The Chinese debt burden continues to increase. Pakistan has not realized the bonanza from the China-Pakistan Economic Corridor. That is years in the future, but the payments for Chinese materials, equipment and labor are due as they arrive.
China’s extension of a $2 billion loan over the weekend is intended to buy time for the new government to formulate an approach to the debt crisis. However, it adds to the $46 billion China has invested in the Economic Corridor.
The success of Chinese Belt and Road projects depends on stability in international affairs and in the internal affairs of target countries. Internal stability usually means continuity. Chinese advisers expected continuity in Pakistani politics and predicted the re-election of Nawaz Sharif’s PMLN government. Instead, the Chinese now must deal with Imran Khan whose past statements mark him as a critic of Pakistan’s China policy and whose post-election statements define him as an agent of instability. Khan promises reform. He is a disruptor.
Khan’s comments indicate he will try to tilt Pakistan towards China and away from the West and capitalism. He said he looks on the Economic Corridor as a great source of employment. However, no Chinese foreign investment projects have directly alleviated local unemployment conditions.
My personal perspective of the matter is that this is a money pit for the Chinese. And Khan, the new leader, is not their friend. The US needs to quietly back off and let the Chinese enjoy working with their neighbors to the south. I have been published in both Indian and Pakistani defense journals in the distant past.

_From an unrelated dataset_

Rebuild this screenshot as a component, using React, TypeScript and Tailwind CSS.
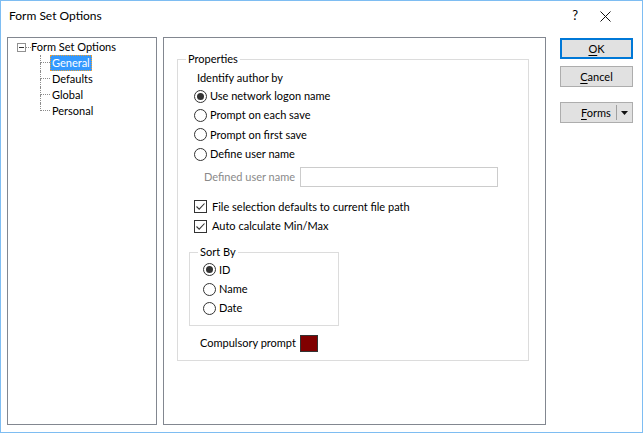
import React from "react"

const font = { fontFamily: 'Lato, "Noto Sans", sans-serif' }

function Radio({ checked, label }: { checked?: boolean; label: string }) {
  return (
    <div className="flex h-[19.4px] items-center">
      <span className="flex h-[13px] w-[13px] items-center justify-center rounded-full border border-[#333333] bg-white">
        {checked && <span className="h-[7px] w-[7px] rounded-full bg-[#333333]" />}
      </span>
      <span className="ml-[3px]">{label}</span>
    </div>
  )
}

function Check({ label }: { label: string }) {
  return (
    <div className="flex h-[19.5px] items-center">
      <span className="flex h-[13px] w-[13px] items-center justify-center border border-[#333333] bg-white">
        <svg width="11" height="11" viewBox="0 0 11 11">
          <path d="M1.5 5.5 L4.2 8.2 L9.5 2.5" fill="none" stroke="#333333" strokeWidth="1.1" />
        </svg>
      </span>
      <span className="ml-[5px]">{label}</span>
    </div>
  )
}

function TreeChild({ label, last, selected }: { label: string; last?: boolean; selected?: boolean }) {
  return (
    <div className="flex h-[16px] items-stretch">
      <div className="flex w-[10px] flex-col">
        <div className="h-[8px] border-b border-l border-dotted border-[#8c8c8c]" />
        <div className={last ? "flex-1" : "flex-1 border-l border-dotted border-[#8c8c8c]"} />
      </div>
      <div className="flex items-center">
        {selected ? (
          <span className="border border-dotted border-[#f0a030] bg-[#3399ff] px-[1px] leading-[14px] text-white">
            {label}
          </span>
        ) : (
          <span className="px-[2px] leading-[14px]">{label}</span>
        )}
      </div>
    </div>
  )
}

export default function App() {
  return (
    <div
      className="flex h-[433px] w-[643px] flex-col border border-[#7ebdf2] bg-white text-[11px] text-black"
      style={font}
    >
      {/* title bar */}
      <div className="flex h-[30px] items-center">
        <span className="ml-[8px] text-[12px]">Form Set Options</span>
        <span className="ml-auto mr-[22px] text-[13px]">?</span>
        <svg className="mr-[31px]" width="11" height="11" viewBox="0 0 11 11">
          <path d="M0.5 0.5 L10.5 10.5 M10.5 0.5 L0.5 10.5" stroke="#111111" strokeWidth="1" />
        </svg>
      </div>

      <div className="flex flex-1 pb-[7px] pl-[6px] pt-[6px]">
        {/* tree */}
        <div className="w-[150px] border border-[#828790] pt-[1px]">
          <div className="flex h-[16px] items-center pl-[9px]">
            <span className="flex h-[9px] w-[9px] items-center justify-center border border-[#919191] bg-white">
              <span className="h-px w-[5px] bg-[#333333]" />
            </span>
            <span className="w-[5px] border-t border-dotted border-[#8c8c8c]" />
            <span className="leading-[14px]">Form Set Options</span>
          </div>
          <div className="ml-[32px]">
            <TreeChild label="General" selected />
            <TreeChild label="Defaults" />
            <TreeChild label="Global" />
            <TreeChild label="Personal" last />
          </div>
        </div>

        {/* main page */}
        <div className="ml-[6px] w-[383px] border border-[#828790] pl-[13px] pt-[13px]">
          <fieldset className="w-[352px] border border-[#dcdcdc] pb-[8px] pl-[11px]">
            <legend className="ml-[-3px] px-[2px] leading-[16px]">Properties</legend>
            <div className="ml-[8px] mt-[3px] leading-[16px]">Identify author by</div>
            <div className="ml-[5px] mt-[0.5px]">
              <Radio checked label="Use network logon name" />
              <Radio label="Prompt on each save" />
              <Radio label="Prompt on first save" />
              <Radio label="Define user name" />
            </div>
            <div className="ml-[15px] mt-[3px] flex h-[20px] items-center">
              <span className="w-[96px] whitespace-nowrap text-[#8a8a8a]">Defined user name</span>
              <span className="h-[20px] w-[198px] border border-[#cccccc] bg-white" />
            </div>
            <div className="ml-[5px] mt-[10px]">
              <Check label="File selection defaults to current file path" />
              <Check label="Auto calculate Min/Max" />
            </div>
            <fieldset className="mt-[8px] w-[150px] border border-[#dcdcdc] pb-[7px] pl-[13px]">
              <legend className="ml-[-5px] px-[2px] leading-[16px]">Sort By</legend>
              <Radio checked label="ID" />
              <Radio label="Name" />
              <Radio label="Date" />
            </fieldset>
            <div className="ml-[11px] mt-[9px] flex h-[17px] items-center">
              <span className="w-[100px] whitespace-nowrap">Compulsory prompt</span>
              <span className="h-[17px] w-[18px] border border-[#333333] bg-[#800000]" />
            </div>
          </fieldset>
        </div>

        {/* buttons */}
        <div className="ml-[14px] flex w-[73px] flex-col pt-[1px]">
          <button className="h-[21px] border-2 border-[#0078d7] bg-[#e1e1e1] leading-none">
            <span className="underline underline-offset-2">O</span>K
          </button>
          <button className="mt-[7px] h-[21px] border border-[#adadad] bg-[#e1e1e1] leading-none">
            <span className="underline underline-offset-2">C</span>ancel
          </button>
          <button className="mt-[15px] flex h-[21px] items-center border border-[#adadad] bg-[#e1e1e1] leading-none">
            <span className="ml-[20px]">
              <span className="underline underline-offset-2">F</span>orms
            </span>
            <span className="ml-auto h-[15px] w-px bg-[#a0a0a0]" />
            <svg className="mx-[4px]" width="7" height="4" viewBox="0 0 7 4">
              <path d="M0 0 L7 0 L3.5 4 Z" fill="#111111" />
            </svg>
          </button>
        </div>
      </div>
    </div>
  )
}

While I get along with the educated Pakistani Army and Navy Officer class, and with the thugs at Inter-Service Intelligence, I don’t have much positive to say about the place. If Sharif had won the election, they would have become a Chinese satrap. But he didn’t and things will get worse in Pakistan (if that’s possible) before they get better. Maybe the military will stage a coup and will repudiate past dealings and debts with China?
It just seems right that if China intends to be a global superpower they should be a regional leader first. Let the big economic basket case take over the tiny economic basket case.
Chinese advisors were wrong. Almost funny. But not for the Pakistani people.
I definitely agree we need to stay out of it and let the Chinese handle it. I expect they can do a better job, and we lose nothing. Hopefully.
Thanks, LL, for the update.
North Korea and Pakistan will keep them busy. They also want to swallow Afghanistan. I think that's a great idea. They'll be tough on the Muslims and can spend their blood and treasure there.
Taming Pakistan and Afghanistan will bleed China white. And we can sit back and eat popcorn and watch it happen…while we balance the trade issue with China, giving them less cash to spend on foreign adventures.
I guess if the Taliban relationship works out well with Khan it will not take long before a lot will happen in Afghanistan too.
The Afghans hate everyone outside of their immediate families. It's their one redeeming national characteristic. And it makes it difficult to conquer them for long.
Ha!
A boy from the posh Brit boarding school, Marlborough, went to Afghanistan for his "year off" and hung out with the proto Taliban.
One day they rolled a boulder onto his head.
Good luck, China.
Thanks again for the insight.
The Taliban eliminated a liberal… Maybe they have qualities I haven't given them credit for.
You're welcome.
…maybe they're not all bad?
Where/how does India fit into all this?
The Indians are doing better than one would expect, opposing China as the wanna-be big dog. They have corruption but it's under tighter control than it is in Pakistan where it's always been really bad. They're pushing hard to control the Indian Ocean at at time when a complicit Pakistan is supporting Chinese expansionist visions.